L’Évangile de ce midi appelle les enfants au milieu de
nous. Que l’on parle d’enfant! Plusieurs se souviennent aussitôt
du Petit Prince écrit durant la dernière grande guerre
-1943-. Des mots tout simples à faire rêver même les
adultes : « L’essentiel est invisible pour les
yeux… C’est le temps que tu as perdu pour ta rose qui fait
ta rose si importante. »
Et alors? Qu’en est-il de l’essentiel dans nos vies aujourd’hui?
Dans nos vies quotidiennes au jour le jour? Dans ma vie personnelle,
sociale, voire familiale? Ai-je encore le temps de considérer
les enfants à la manière
de Jésus? Et pourquoi? Et comment? Au moment où Jésus
de retour à la maison est quelque peu scandalisé des ambitions
des disciples adultes qui se disputent à propos d’un certain
royaume et à propos de la première place, il leur amène
un enfant, le place au milieu, l’embrasse et leur parle de politesse
et d’accueil jusqu’à leur laisser entendre que l’accueillir
lui, Jésus c’est aussi accueillir le Père.

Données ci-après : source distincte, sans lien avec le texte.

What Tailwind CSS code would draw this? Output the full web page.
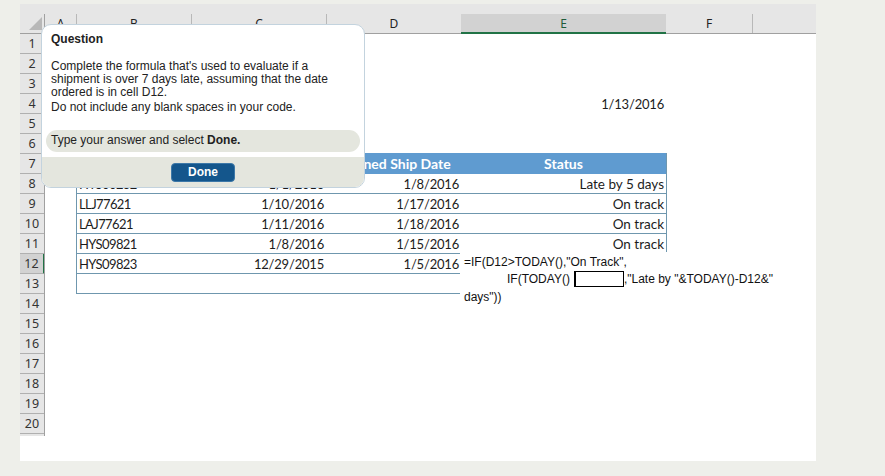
<!DOCTYPE html>
<html>
<head>
<meta charset="utf-8">
<script src="https://cdn.jsdelivr.net/npm/@tailwindcss/browser@4"></script>
</head>
<body class="bg-[#eeefea] overflow-hidden">
<div class="w-[885px] h-[476px] pt-[4px] pl-[20px]">
  <div class="relative w-[796px] h-[457px] bg-white overflow-hidden">
    <!-- top strip -->
    <div class="h-[10px] bg-[#e6e6e6]"></div>
    <!-- column headers -->
    <div class="flex h-[20px] bg-[#e6e6e6] border-b border-[#a0a0a0] font-['Noto_Sans'] text-[12px] leading-[19px] text-[#222] text-center">
      <div class="w-[25px] relative border-r border-[#a0a0a0]"><svg class="absolute left-[9px] top-[3px]" width="13" height="13" viewBox="0 0 13 13"><path d="M0 13 L13 13 L13 0 Z" fill="#b8b8b8"/></svg></div>
      <div class="w-[32px] border-r border-[#b8b8b8]">A</div>
      <div class="w-[115px] border-r border-[#b8b8b8]">B</div>
      <div class="w-[135px] border-r border-[#b8b8b8]">C</div>
      <div class="w-[134px]">D</div>
      <div class="w-[205px] bg-[#d2d2d2] border-b-2 border-[#217346] h-[20px] text-[#1f5c3a]">E</div>
      <div class="w-[87px] border-r border-[#b8b8b8]">F</div>
    </div>
    <!-- sheet -->
    <div class="flex">
      <div class="w-[25px] font-['Noto_Sans'] text-[12.5px] leading-[20px] text-[#333] text-center bg-[#e6e6e6] border-r border-[#a0a0a0] h-[402px] overflow-hidden">
        <div class="h-[20px] border-b border-[#b0b0b0]">1</div>
        <div class="h-[20px] border-b border-[#b0b0b0]">2</div>
        <div class="h-[20px] border-b border-[#b0b0b0]">3</div>
        <div class="h-[20px] border-b border-[#b0b0b0]">4</div>
        <div class="h-[20px] border-b border-[#b0b0b0]">5</div>
        <div class="h-[20px] border-b border-[#b0b0b0]">6</div>
        <div class="h-[20px] border-b border-[#b0b0b0]">7</div>
        <div class="h-[20px] border-b border-[#b0b0b0]">8</div>
        <div class="h-[20px] border-b border-[#b0b0b0]">9</div>
        <div class="h-[20px] border-b border-[#b0b0b0]">10</div>
        <div class="h-[20px] border-b border-[#b0b0b0]">11</div>
        <div class="h-[20px] border-b border-[#b0b0b0] bg-[#d2d2d2] border-r-2 border-r-[#217346] -mr-px">12</div>
        <div class="h-[20px] border-b border-[#b0b0b0]">13</div>
        <div class="h-[20px] border-b border-[#b0b0b0]">14</div>
        <div class="h-[20px] border-b border-[#b0b0b0]">15</div>
        <div class="h-[20px] border-b border-[#b0b0b0]">16</div>
        <div class="h-[20px] border-b border-[#b0b0b0]">17</div>
        <div class="h-[20px] border-b border-[#b0b0b0]">18</div>
        <div class="h-[20px] border-b border-[#b0b0b0]">19</div>
        <div class="h-[20px] border-b border-[#b0b0b0]">20</div>
      </div>
      <div class="pl-[31px] font-['Lato'] text-[13px] leading-[21px] text-[#1c1c1c]">
        <div class="h-[60px] w-[590px]"></div>
        <div class="h-[20px] w-[590px] text-right pr-[2px] tracking-[-0.2px]">1/13/2016</div>
        <div class="h-[39px] w-[590px]"></div>
        <!-- table -->
        <div class="w-[591px] border-r border-[#6f97ae]">
          <div class="flex h-[21px] bg-[#5f9bd0] text-white font-bold text-[14px] leading-[22px]">
            <div class="w-[115px] pl-[3px]">Order Number</div>
            <div class="w-[135px] text-center">Date Ordered</div>
            <div class="w-[135px] text-center">Planned Ship Date</div>
            <div class="w-[205px] text-center">Status</div>
          </div>
          <div class="flex h-[20px] border-b border-l border-[#6f97ae]">
            <div class="w-[114px] pl-[2px] tracking-[-0.6px]">HYS00232</div>
            <div class="w-[135px] text-right pr-[2px] tracking-[-0.2px]">1/1/2016</div>
            <div class="w-[135px] text-right pr-[2px] tracking-[-0.2px]">1/8/2016</div>
            <div class="w-[205px] text-right pr-[2px] text-[13.5px]">Late by 5 days</div>
          </div>
          <div class="flex h-[20px] border-b border-l border-[#6f97ae]">
            <div class="w-[114px] pl-[2px] tracking-[-0.6px]">LLJ77621</div>
            <div class="w-[135px] text-right pr-[2px] tracking-[-0.2px]">1/10/2016</div>
            <div class="w-[135px] text-right pr-[2px] tracking-[-0.2px]">1/17/2016</div>
            <div class="w-[205px] text-right pr-[2px] text-[13.5px]">On track</div>
          </div>
          <div class="flex h-[20px] border-b border-l border-[#6f97ae]">
            <div class="w-[114px] pl-[2px] tracking-[-0.6px]">LAJ77621</div>
            <div class="w-[135px] text-right pr-[2px] tracking-[-0.2px]">1/11/2016</div>
            <div class="w-[135px] text-right pr-[2px] tracking-[-0.2px]">1/18/2016</div>
            <div class="w-[205px] text-right pr-[2px] text-[13.5px]">On track</div>
          </div>
          <div class="flex h-[20px] border-b border-l border-[#6f97ae]">
            <div class="w-[114px] pl-[2px] tracking-[-0.6px]">HYS09821</div>
            <div class="w-[135px] text-right pr-[2px] tracking-[-0.2px]">1/8/2016</div>
            <div class="w-[135px] text-right pr-[2px] tracking-[-0.2px]">1/15/2016</div>
            <div class="w-[205px] text-right pr-[2px] text-[13.5px]">On track</div>
          </div>
          <div class="flex h-[20px] border-b border-l border-[#6f97ae]">
            <div class="w-[114px] pl-[2px] tracking-[-0.6px]">HYS09823</div>
            <div class="w-[135px] text-right pr-[2px] tracking-[-0.2px]">12/29/2015</div>
            <div class="w-[135px] text-right pr-[2px] tracking-[-0.2px]">1/5/2016</div>
            <div class="w-[205px]"></div>
          </div>
          <div class="h-[20px] border-b border-l border-[#6f97ae]"></div>
        </div>
      </div>
    </div>

    <!-- formula overlay -->
    <div class="absolute left-[440px] top-[248px] w-[330px] h-[60px] bg-white pl-[4px] pt-[2px] font-['Liberation_Sans'] text-[12px] leading-[17px] text-[#111]">
      <div class="h-[17px]">=IF(D12&gt;TODAY(),"On Track",</div>
      <div class="h-[16px] flex items-center pl-[43px]"><span>IF(TODAY()</span><span class="block w-[50px] h-[16px] ml-[4px] border border-black border-l-2 bg-white"></span><span>,"Late by "&amp;TODAY()-D12&amp;"</span></div>
      <div class="h-[19px] pt-[2px]">days"))</div>
    </div>

    <!-- question dialog -->
    <div class="absolute left-[21px] top-[20px] w-[324px] h-[164px] bg-white rounded-[10px] border border-[#c3d3de] overflow-hidden flex flex-col font-['Liberation_Sans'] text-[12px] text-[#222]">
      <div class="h-[105px] px-[9px] pt-[6px]">
        <div class="font-bold leading-[16px] h-[29px]">Question</div>
        <div class="leading-[13px] w-[300px]">Complete the formula that's used to evaluate if a shipment is over 7 days late, assuming that the date ordered is in cell D12.</div>
        <div class="leading-[16px]">Do not include any blank spaces in your code.</div>
      </div>
      <div class="h-[22px] mx-[4px] mb-[5px] rounded-full bg-[#e4e6de] px-[5px] leading-[20px]">Type your answer and select <span class="font-bold">Done.</span></div>
      <div class="flex-1 bg-[#e4e6de] flex justify-center pt-[6px]">
        <div class="w-[64px] h-[19px] rounded-[4px] bg-[#14568c] border border-[#3d78a8] text-white font-bold text-center leading-[17px]">Done</div>
      </div>
    </div>
  </div>
</div>
</body>
</html>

Eh oui! Jésus aime les enfants. Il le dit souvent : « Laissez-les
venir à moi, ne les empêchez pas… qui donne à boire
un seul verre d’eau, même un seul verre d’eau fraîche à l’un
de ces petits en mon nom recevra sa récompense… Qui accueille
un enfant en mon nom… m’accueille moi-même… » (cf.
Luc 18, 15; Mc 9,37; Mc9,41)
Le même Jésus en personne va jusqu’à nous
souhaiter de re-devenir enfant pour entrer dans le royaume. Il y a de
quoi inquiéter les plus âgés d’entre nous!
On se demande comment à un certain âge l’on puisse
redevenir enfant sans tomber en enfance? La question a été posée à Jésus
par un certain Nicodème et Jésus a pris la peine de lui
répondre : « À moins de naître d’en
haut, nul ne peut voir le royaume de Dieu…v» (cf. Jn 3,2)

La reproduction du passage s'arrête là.